If Boris Johnson gets his way unchallenged, next week Parliament is prorogued and returns to a week of Queen’s Speech related debates on 14th October and we crash out in No Deal Brexit on 31st October. The European Parliament is likely to declare this an international emergency to allow the EU countries affected to claim funding from the EU emergency fund – a resource the UK will not have access to.

On 29th October 2019, Boris Johnson will have been Prime MInister for as long as Charles Watson-Wentworth, previously the UK’s shortest-term Prime Minister – 97 days.

Tonight – debate this evening, vote about 10pm – the House of Commons votes on Standing Order 24, which allows the Commons to wrest control of tomorrow’s agenda from the government. It has to be voted on twice, once to find if MPs will allow it to be voted on, once to actually vote on it. If both votes pass:

Then tomorrow the House of Commons debates a short bill, sponsor Hilary Benn, that instructs the Prime Minister – dictating the form of words his letter must use – to request an extension of Brexit Day from the EU unless he has the consent of the Commons for the UK to leave the EU with no deal. The length of the extension period is up to the EU.

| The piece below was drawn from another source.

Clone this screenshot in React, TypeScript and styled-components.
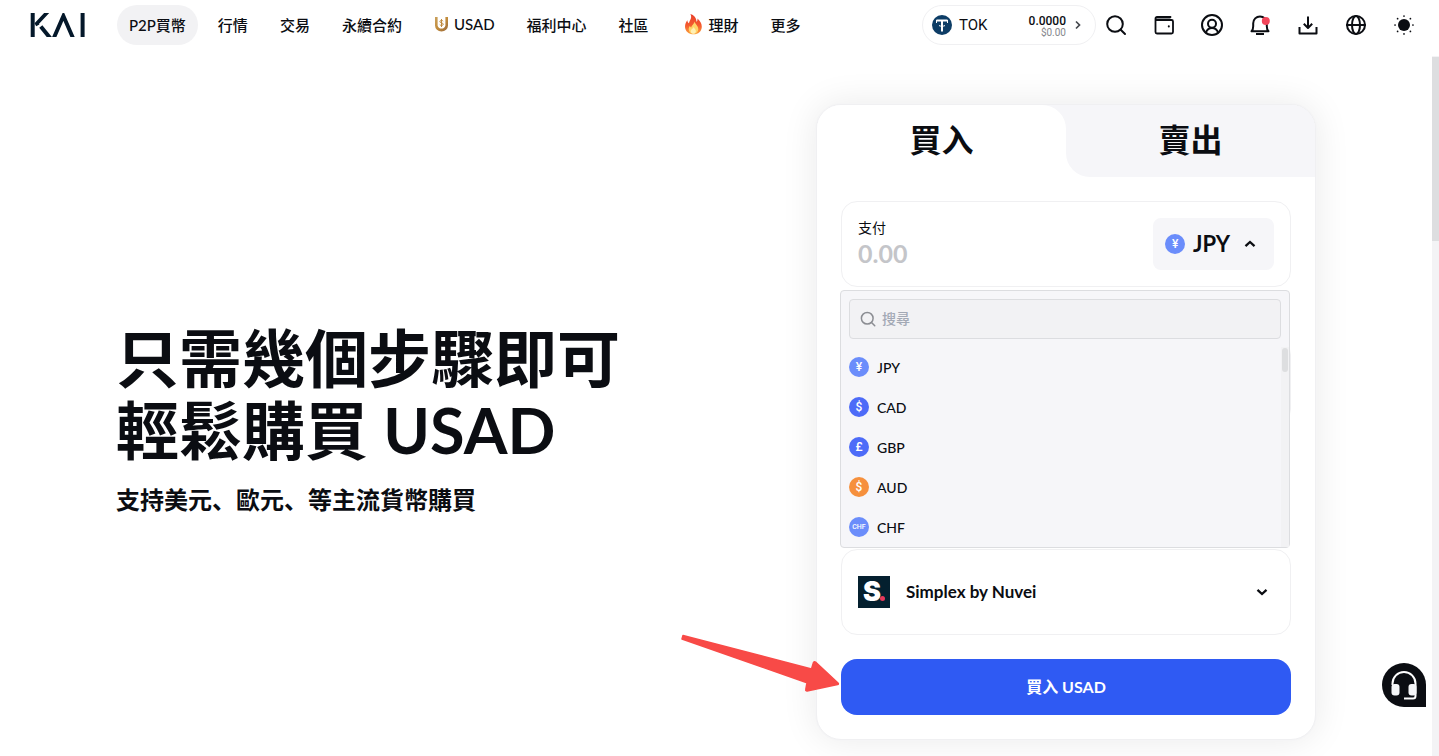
import React, { useState } from 'react';
import styled, { createGlobalStyle, css } from 'styled-components';

const ink = '#0b0d12';
const line = '#f0f0f2';
const soft = '#f6f6f9';
const sans = "Lato, 'Noto Sans CJK SC', 'Noto Sans CJK TC', sans-serif";

const GlobalStyle = createGlobalStyle`
  *, *::before, *::after { box-sizing: border-box; }
  html, body, #root { height: 100%; }
  body { margin: 0; background: #fff; color: ${ink}; font-family: ${sans}; overflow: hidden; }
  button, input { font-family: inherit; color: inherit; }
  button { border: 0; padding: 0; background: none; cursor: pointer; }
  a { color: inherit; text-decoration: none; }
  svg { display: block; flex: none; }
`;

const Page = styled.div`
  display: flex;
  flex-direction: column;
  height: 100%;
`;

const Header = styled.header`
  display: flex;
  align-items: center;
  flex: none;
  padding: 5px 23px 11px 30px;
`;

const Logo = styled.a`
  width: 87px;
  flex: none;
`;

const Nav = styled.nav`
  display: flex;
  gap: 8px;
  flex: 1;
`;

const NavLink = styled.a<{ $active?: boolean }>`
  display: flex;
  align-items: center;
  gap: 4px;
  height: 40px;
  padding: 0 12px 2px;
  border-radius: 20px;
  font-size: 15px;
  font-weight: 500;
  white-space: nowrap;
  background: ${(p) => (p.$active ? '#f2f2f4' : 'transparent')};
`;

const Balance = styled.button`
  display: flex;
  align-items: center;
  width: 174px;
  height: 40px;
  padding: 0 11px 0 9px;
  border: 1px solid ${line};
  border-radius: 20px;
  font-family: Roboto, sans-serif;
`;

const Token = styled.span`
  flex: 1;
  margin-left: 7px;
  text-align: left;
  font-size: 15px;
`;

const Amounts = styled.span`
  display: flex;
  flex-direction: column;
  align-items: flex-end;
  margin-right: 6px;
  padding-top: 4px;
  font-size: 12px;
  line-height: 12px;
  font-weight: 500;

  small {
    font-size: 10px;
    line-height: 12px;
    font-weight: 400;
    color: #85878c;
  }
`;

const Tools = styled.div`
  display: flex;
  gap: 24px;
  margin-left: 8px;
`;

const IconButton = styled.button`
  width: 24px;
  height: 24px;
`;

const Body = styled.div`
  display: flex;
  flex: 1;
  min-height: 0;
`;

const Main = styled.main`
  flex: 1;
  overflow: hidden;
  padding: 48px 32px;
`;

const Hero = styled.section`
  display: flex;
  align-items: center;
  justify-content: space-between;
  max-width: 1200px;
  margin: 0 auto;
`;

const Intro = styled.div`
  padding-bottom: 4px;
`;

const Title = styled.h1`
  margin: 0 0 16px;
  font-size: 63px;
  line-height: 72px;
  font-weight: 700;
`;

const Subtitle = styled.p`
  margin: 0;
  font-size: 24px;
  line-height: 36px;
  font-weight: 700;
`;

const Card = styled.section`
  position: relative;
  width: 500px;
  flex: none;
  border: 1px solid ${line};
  border-radius: 25px;
  background: #fff;
  box-shadow: 0 0 0 1px #f5f5f6, 0 0 36px rgba(0, 0, 0, 0.09);
`;

const TabList = styled.div`
  display: flex;
  border-radius: 24px 24px 0 0;
  overflow: hidden;
  background: linear-gradient(${soft} 50%, #fff 50%);
`;

const Tab = styled.button<{ $active?: boolean }>`
  flex: 1;
  height: 72px;
  padding-bottom: 3px;
  font-size: 32px;
  line-height: 68px;
  font-weight: 700;
  ${(p) =>
    p.$active
      ? css`background: #fff; border-radius: 0 24px 0 0;`
      : css`background: ${soft}; border-radius: 0 0 0 24px;`}
`;

const Form = styled.form`
  padding: 24px;
`;

const Field = styled.div`
  position: relative;
  display: flex;
  align-items: center;
  justify-content: space-between;
  width: 100%;
  height: 86px;
  padding: 0 16px;
  border: 1px solid ${line};
  border-radius: 16px;
  background: #fff;
`;

const ReceiveField = styled(Field)`
  margin: 52px 0 124px;
`;

const AmountGroup = styled.div`
  display: flex;
  flex-direction: column;
  padding-bottom: 2px;
`;

const AmountLabel = styled.label`
  font-size: 14px;
  line-height: 20px;
`;

const AmountInput = styled.input`
  width: 200px;
  height: 30px;
  padding: 0;
  border: 0;
  outline: 0;
  background: none;
  font-size: 25px;
  font-weight: 700;
  &::placeholder { color: #c4c5c9; opacity: 1; }
`;

const CurrencyButton = styled.button`
  display: flex;
  align-items: center;
  gap: 8px;
  height: 52px;
  padding: 0 12px;
  border-radius: 8px;
  background: ${soft};
  font-size: 22px;
  line-height: 24px;
  font-weight: 700;
`;

const Coin = styled.span<{ $color: string; $small?: boolean }>`
  display: flex;
  align-items: center;
  justify-content: center;
  width: 20px;
  height: 20px;
  flex: none;
  border-radius: 50%;
  background: ${(p) => p.$color};
  color: #fff;
  font-family: Roboto, sans-serif;
  font-size: ${(p) => (p.$small ? 7 : 12)}px;
  line-height: 20px;
  font-weight: 500;
`;

const Dropdown = styled.div`
  position: absolute;
  z-index: 1;
  top: 88px;
  left: -2px;
  width: 450px;
  padding: 8px 0 0 8px;
  border: 1px solid #dcdde0;
  border-radius: 4px;
  background: ${soft};
`;

const SearchBox = styled.label`
  display: flex;
  align-items: center;
  gap: 5px;
  height: 40px;
  margin: 0 8px 8px 0;
  padding: 0 9px;
  border: 1px solid #dcdde0;
  border-radius: 4px;
  background: #f2f2f4;
  color: #8b8d92;
`;

const SearchInput = styled.input`
  flex: 1;
  padding: 0 0 2px;
  border: 0;
  outline: 0;
  background: none;
  font-size: 14px;
  font-weight: 500;
  &::placeholder { color: #a3a9b5; opacity: 1; }
`;

const ListArea = styled.div`
  display: flex;
`;

const Options = styled.div`
  flex: 1;
`;

const Option = styled.button`
  display: flex;
  align-items: center;
  gap: 8px;
  width: 100%;
  height: 40px;
  font-size: 14px;
  font-weight: 500;
`;

const ListTrack = styled.div`
  width: 8px;
  padding: 1px;
  background: #f2f2f4;
`;

const ListThumb = styled.div`
  height: 24px;
  border-radius: 3px;
  background: #dddee0;
`;

const ProviderField = styled(Field).attrs({ as: 'button', type: 'button' })`
  justify-content: flex-start;
  gap: 16px;
  font-size: 17px;
  font-weight: 700;
`;

const ProviderName = styled.span`
  flex: 1;
  padding-bottom: 2px;
  text-align: left;
`;

const ChevronBox = styled.span`
  display: flex;
  align-items: center;
  justify-content: center;
  width: 24px;
  height: 24px;
`;

const ProviderLogo = styled.span`
  position: relative;
  width: 32px;
  height: 32px;
  padding-left: 5px;
  background: #04202f;
  color: #fff;
  font-family: Inter, sans-serif;
  font-size: 27px;
  line-height: 32px;
  font-weight: 900;
  text-align: left;

  &::after {
    content: '';
    position: absolute;
    right: 5px;
    bottom: 7px;
    width: 5px;
    height: 5px;
    border-radius: 50%;
    background: #e6395b;
  }
`;

const Submit = styled.button`
  width: 100%;
  height: 56px;
  margin-top: 24px;
  padding-bottom: 3px;
  border-radius: 16px;
  background: #2f5af3;
  color: #fff;
  font-size: 16px;
  font-weight: 700;
`;

const Arrow = styled.svg`
  position: absolute;
  left: -137px;
  bottom: 45px;
  pointer-events: none;
`;

const ScrollTrack = styled.div`
  width: 7px;
  flex: none;
  padding-top: 1px;
  background: #f3f3f5;
`;

const ScrollThumb = styled.div`
  height: 184px;
  background: #dddee0;
`;

const Support = styled.button`
  position: fixed;
  right: 13px;
  bottom: 49px;
  width: 44px;
  height: 44px;
  border-radius: 50% 50% 0 50%;
  background: ${ink};
`;

const KaiLogo = () => (
  <svg width="56" height="26" viewBox="0 0 56 26" fill="none" stroke="#04182a" strokeWidth="4">
    <clipPath id="kai"><rect x="0" y="1" width="56" height="24" /></clipPath>
    <g clipPath="url(#kai)">
      <path d="M2.700 0v26" />
      <path d="M18.500-1L6.800 11.600l1 1.800" strokeWidth="3.700" />
      <path d="M10.800 14.500L20.500 26.500" />
      <path d="M23.600 26.500L33.400 4l9.800 22.500" strokeWidth="3.900" />
      <path d="M52.600 0v26" />
    </g>
  </svg>
);

const UsadIcon = () => (
  <svg width="16" height="16" viewBox="0 0 16 16" fill="none">
    <defs>
      <linearGradient id="gold" x1="0" x2="1" y1="0" y2="1">
        <stop stopColor="#c9a05c" /><stop offset=".5" stopColor="#c28c3c" /><stop offset="1" stopColor="#96663a" />
      </linearGradient>
    </defs>
    <path d="M1 1h2.600v8.500a4 4 0 0 0 7.800 0V1H14v8.500a6.500 6 0 0 1-13 0Z" fill="url(#gold)" />
    <path d="M7.500 3v8M9.200 5.200C8.500 4 5.900 4.200 5.900 5.600c0 1.700 3.400.9 3.400 2.600C9.300 9.700 6.500 9.900 5.800 8.600" stroke="#c08a3e" strokeWidth="1" />
  </svg>
);

const FlameIcon = () => (
  <svg width="24" height="24" viewBox="0 0 24 24">
    <defs>
      <linearGradient id="flame" x1="0" x2="0" y1="0" y2="1">
        <stop stopColor="#e8402a" /><stop offset=".55" stopColor="#f4592f" /><stop offset="1" stopColor="#fba33b" />
      </linearGradient>
    </defs>
    <path d="M9.400 2C13 3 15.500 6 15.500 9.800c.9-.7 1.200-2 .9-3.300 2.600 2 4.400 5 4.400 8.200 0 4.500-3.600 7.600-8.200 7.600S4 19.200 4 14.700c0-2.800 1.200-5 2.400-6.400.1 1.700.7 2.600 1.500 3C8.600 8.200 11.500 6 9.400 2Z" fill="url(#flame)" />
    <path d="M13.600 9.500c.3 2.500 3.700 4.200 3.700 7.700a4.800 4.800 0 0 1-9.600 0c0-1.600.6-2.700 1.300-3.500.2 1 .6 1.500 1.200 1.700.3-2.300 2.900-3 3.400-5.900Z" fill="#ffd469" />
    <path d="M12.700 15c.4 1.600 2.200 2.300 2.200 4.100a2.600 2.600 0 0 1-5.200 0c0-1.900 2.500-2.200 3-4.100Z" fill="#fff0b5" />
  </svg>
);

const TetherIcon = () => (
  <svg width="20" height="20" viewBox="0 0 20 20">
    <circle cx="10" cy="10" r="10" fill="#0d3d66" />
    <path d="M4.500 5.500h11M10 5v11.500" stroke="#fff" strokeWidth="2" />
    <path d="M4.500 5v3M15.500 5v3" stroke="#fff" strokeWidth="1" />
    <path d="M7 10.600c2 .8 4 .8 6 0" stroke="#fff" strokeWidth="1" fill="none" />
  </svg>
);

const Glyph = ({ children, size = 24 }: { children: React.ReactNode; size?: number }) => (
  <svg width={size} height={size} viewBox="0 0 24 24" fill="none" stroke="currentColor" strokeWidth="2" strokeLinecap="round" strokeLinejoin="round">
    {children}
  </svg>
);

const SearchGlyph = ({ size }: { size?: number }) => (
  <Glyph size={size}><circle cx="11" cy="11" r="7.800" /><path d="M16.700 16.700l4.300 4.300" /></Glyph>
);

const Chevron = ({ up }: { up?: boolean }) => (
  <ChevronBox>
    <svg width="12" height="8" viewBox="0 0 12 8" fill="none" stroke={ink} strokeWidth="2.300">
      <path d={up ? 'M1.500 6.200L6 2l4.500 4.200' : 'M1.500 1.800L6 6l4.500-4.200'} />
    </svg>
  </ChevronBox>
);

const tools = [
  { label: '搜尋', icon: <SearchGlyph /> },
  {
    label: '錢包',
    icon: (
      <Glyph>
        <path d="M3.500 4.500h15v3h-15z" fill="#8a8c90" stroke="none" />
        <path d="M18.500 4H5a1.500 1.500 0 0 0-1.500 1.500V19A1.500 1.500 0 0 0 5 20.500h14.500A1.500 1.500 0 0 0 21 19V8.500A1.500 1.500 0 0 0 19.500 7H4" strokeWidth="1.800" />
        <path d="M16.800 13.300v.1" />
      </Glyph>
    ),
  },
  {
    label: '帳戶',
    icon: (
      <Glyph>
        <circle cx="12" cy="12" r="10" />
        <circle cx="12" cy="10.800" r="4" />
        <path d="M5.800 19.500c1.200-3 3.300-4.600 6.200-4.600s5 1.600 6.200 4.600" />
      </Glyph>
    ),
  },
  {
    label: '通知',
    icon: (
      <Glyph>
        <path d="M3.500 18.200h17c-1.300-1.300-1.700-2.700-1.700-5v-3a6.800 6.800 0 0 0-13.600 0v3c0 2.300-.4 3.700-1.700 5Z" />
        <path d="M8 21h8" strokeLinecap="butt" />
        <circle cx="17.800" cy="8" r="4" fill="#f2465a" stroke="none" />
      </Glyph>
    ),
  },
  {
    label: '下載',
    icon: <Glyph><path d="M3.500 14v6.500h17V14M12 3.500v11.300M7.800 10.800l4.200 4.200 4.200-4.200" strokeLinecap="butt" /></Glyph>,
  },
  {
    label: '語言',
    icon: <Glyph><circle cx="12" cy="12" r="9" /><ellipse cx="12" cy="12" rx="4" ry="9" /><path d="M3 12h18" /></Glyph>,
  },
  {
    label: '主題',
    icon: (
      <Glyph>
        <circle cx="12" cy="12" r="6" fill="currentColor" stroke="none" />
        <path d="M12 3v.1M12 20.900v.1M3 12h.1M20.900 12h.1M5.600 5.600v.1M18.400 5.600v.1M5.600 18.300v.1M18.400 18.300v.1" strokeWidth="1.700" />
      </Glyph>
    ),
  },
];

const navItems = [
  { label: 'P2P買幣', active: true },
  { label: '行情' },
  { label: '交易' },
  { label: '永續合約' },
  { label: 'USAD', icon: <UsadIcon /> },
  { label: '福利中心' },
  { label: '社區' },
  { label: '理財', icon: <FlameIcon /> },
  { label: '更多' },
];

const currencies = [
  { code: 'JPY', sign: '¥', color: '#6b8dfb' },
  { code: 'CAD', sign: '$', color: '#4d6bf8' },
  { code: 'GBP', sign: '£', color: '#4d6bf8' },
  { code: 'AUD', sign: '$', color: '#f6903d' },
  { code: 'CHF', sign: 'CHF', color: '#6b8dfb' },
];

export default function App() {
  const [selected, setSelected] = useState(currencies[0]);
  const [open, setOpen] = useState(true);

  return (
    <>
      <GlobalStyle />
      <Page lang="zh-Hans">
        <Header>
          <Logo href="#" aria-label="KAI"><KaiLogo /></Logo>
          <Nav>
            {navItems.map((item) => (
              <NavLink key={item.label} href="#" $active={item.active}>
                {item.icon}
                {item.label}
              </NavLink>
            ))}
          </Nav>
          <Balance type="button">
            <TetherIcon />
            <Token>TOK</Token>
            <Amounts>0.0000<small>$0.00</small></Amounts>
            <svg width="12" height="12" viewBox="0 0 12 12" fill="none" stroke="#44474d" strokeWidth="1.700">
              <path d="M4 2.500L7.500 6 4 9.500" />
            </svg>
          </Balance>
          <Tools>
            {tools.map((tool) => (
              <IconButton key={tool.label} type="button" aria-label={tool.label}>{tool.icon}</IconButton>
            ))}
          </Tools>
        </Header>
        <Body>
          <Main>
            <Hero>
              <Intro>
                <Title>只需幾個步驟即可<br />輕鬆購買 USAD</Title>
                <Subtitle>支持美元、歐元、等主流貨幣購買</Subtitle>
              </Intro>
              <Card>
                <TabList role="tablist">
                  <Tab type="button" role="tab" aria-selected="true" $active>買入</Tab>
                  <Tab type="button" role="tab" aria-selected="false">賣出</Tab>
                </TabList>
                <Form onSubmit={(e) => e.preventDefault()}>
                  <Field>
                    <AmountGroup>
                      <AmountLabel htmlFor="amount">支付</AmountLabel>
                      <AmountInput id="amount" placeholder="0.00" inputMode="decimal" />
                    </AmountGroup>
                    <CurrencyButton type="button" aria-haspopup="listbox" aria-expanded={open} onClick={() => setOpen(!open)}>
                      <Coin $color={selected.color} $small={selected.sign.length > 1}>{selected.sign}</Coin>
                      {selected.code}
                      <Chevron up={open} />
                    </CurrencyButton>
                    {open && (
                      <Dropdown>
                        <SearchBox>
                          <SearchGlyph size={18} />
                          <SearchInput type="text" placeholder="搜尋" aria-label="搜尋" />
                        </SearchBox>
                        <ListArea>
                          <Options role="listbox">
                            {currencies.map((c) => (
                              <Option
                                key={c.code}
                                type="button"
                                role="option"
                                aria-selected={c === selected}
                                onClick={() => { setSelected(c); setOpen(false); }}
                              >
                                <Coin $color={c.color} $small={c.sign.length > 1}>{c.sign}</Coin>
                                {c.code}
                              </Option>
                            ))}
                          </Options>
                          <ListTrack><ListThumb /></ListTrack>
                        </ListArea>
                      </Dropdown>
                    )}
                  </Field>
                  <ReceiveField />
                  <ProviderField>
                    <ProviderLogo aria-hidden="true">S</ProviderLogo>
                    <ProviderName>Simplex by Nuvei</ProviderName>
                    <Chevron />
                  </ProviderField>
                  <Submit type="submit">買入 USAD</Submit>
                </Form>
                <Arrow width="162" height="64" viewBox="680 630 162 64" aria-hidden="true">
                  <path
                    d="M683 635.500L811.500 669l2-6.500c.4-1 1.200-1 2-.4L838 683c.7.8.4 1.400-.4 1.600l-30.500 6.300c-1 .1-1.500-.5-1.300-1.400l1.200-6.800L682 639Z"
                    fill="#f84a47" stroke="#f84a47" strokeWidth="1.500" strokeLinejoin="round"
                  />
                </Arrow>
              </Card>
            </Hero>
          </Main>
          <ScrollTrack><ScrollThumb /></ScrollTrack>
        </Body>
        <Support type="button" aria-label="客服">
          <svg width="44" height="44" viewBox="0 0 44 44" fill="none">
            <path d="M10.500 22v-1.500a11.500 11.500 0 0 1 23 0V33a2.500 2.500 0 0 1-2.500 2.500h-9" stroke="#fff" strokeWidth="2" />
            <rect x="9.500" y="21" width="8" height="11.500" rx="3" fill="#f5f6f8" />
            <rect x="26.500" y="21" width="8" height="11.500" rx="3" fill="#f5f6f8" />
          </svg>
        </Support>
      </Page>
    </>
  );
}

The bill will be fast-tracked through the Commons and is likely – if it passes – to be fast-tracked throuh the House of Lords, in order that it can become law before Parliament is prorogued. And then, when Parliament returns, the Prime Minister -whether Boris Johnson or a new Tory Party Party leader – may not by UK law allow the UK to crash out in no-deal Brexit without requesting an extension from the EU.

Boris Johnson objects comprehensively to all of this.

What he has decided is that if the standing order and the Benn bill pass – and they will only pass if some Tory MPs plus MPs of all other parties except obviously the DUP vote for them – he will try instead to trigger a general election – to take place, he says, on 14th October, which would give him an electoral mandate to take the UK out of the EU in no-deal Brexit.

The 14th of October is a Monday. Elections in the UK take place on Thursdays. I presume that when Boris Johnson was briefed on the time period required between losing key votes in the Commons this week and having a general election, he was told “week beginning 14th October” and remembered only “14th October”.

The Fixed Term Parliament Act is intended to prevent Prime Ministers from calling snap elections, unless both Government and Opposition MPs (a two-thirds majority of 650) agree there should be one.

Boris Johnson has threatened Tory rebels with withdrawal of the whip if they vote against the government or if they abstain rather than vote with the government.

He has also threatened them with de-selection so that a different Tory candidate will stand for election in their constituency in the next general election. Which he is threatening to happen next month.

He has also threatened to make votes against the government this week votes of confidence – that is, if the government loses the vote, the government is dissolved, and Corbyn has two weeks to form a caretaker government to stop Brexit – or else there’s a general election in October.

He may also just tell Corbyn he’s calling a general election, and point out that Corbyn has been calling for a general election on Brexit since December, and demand Corbyn follow through and whip Labour MPs to vote with Tory MPs.

Corbyn has announced a meeting of Labour MPs this evening, most likely to let them know that there’s a change of strategy on general election time.

So: Tonight, Standing Order 24 passes – or it doesn’t. If it doesn’t, we’re in for No Deal Brexit.

Tomorrow, the Benn bill passes & gets Royal Assent – or it doesn’t. If it passes, we may well be in for a general election in October, unless MPs of all parties including some Tories can agree before 18th September what they will support a caretaker government and caretaker-PM Corbyn to do.

If the Benn bill passes and Johnson changes his mind about making those votes votes of confidence, and Corbyn refuses to whip Labour MPs to vote for an October general election, then Boris Johnson must write to te EU requesting an extension on Brexit Day, unless he resigns as leader of the Conservative Party and they have another leadership election to decide who’s to be PM now.

If there is a general election in October, the most likely outcome is a hung Parliament, neither Labour nor Tories able to get a majority, but Johnson putting something approximating a goverment together with Tory, DUP, and The Brexit Party Ltd MPs. And of course, No Deal Brexit on 31st October.

Stockpile now, avoid the rush, but also: Register to vote.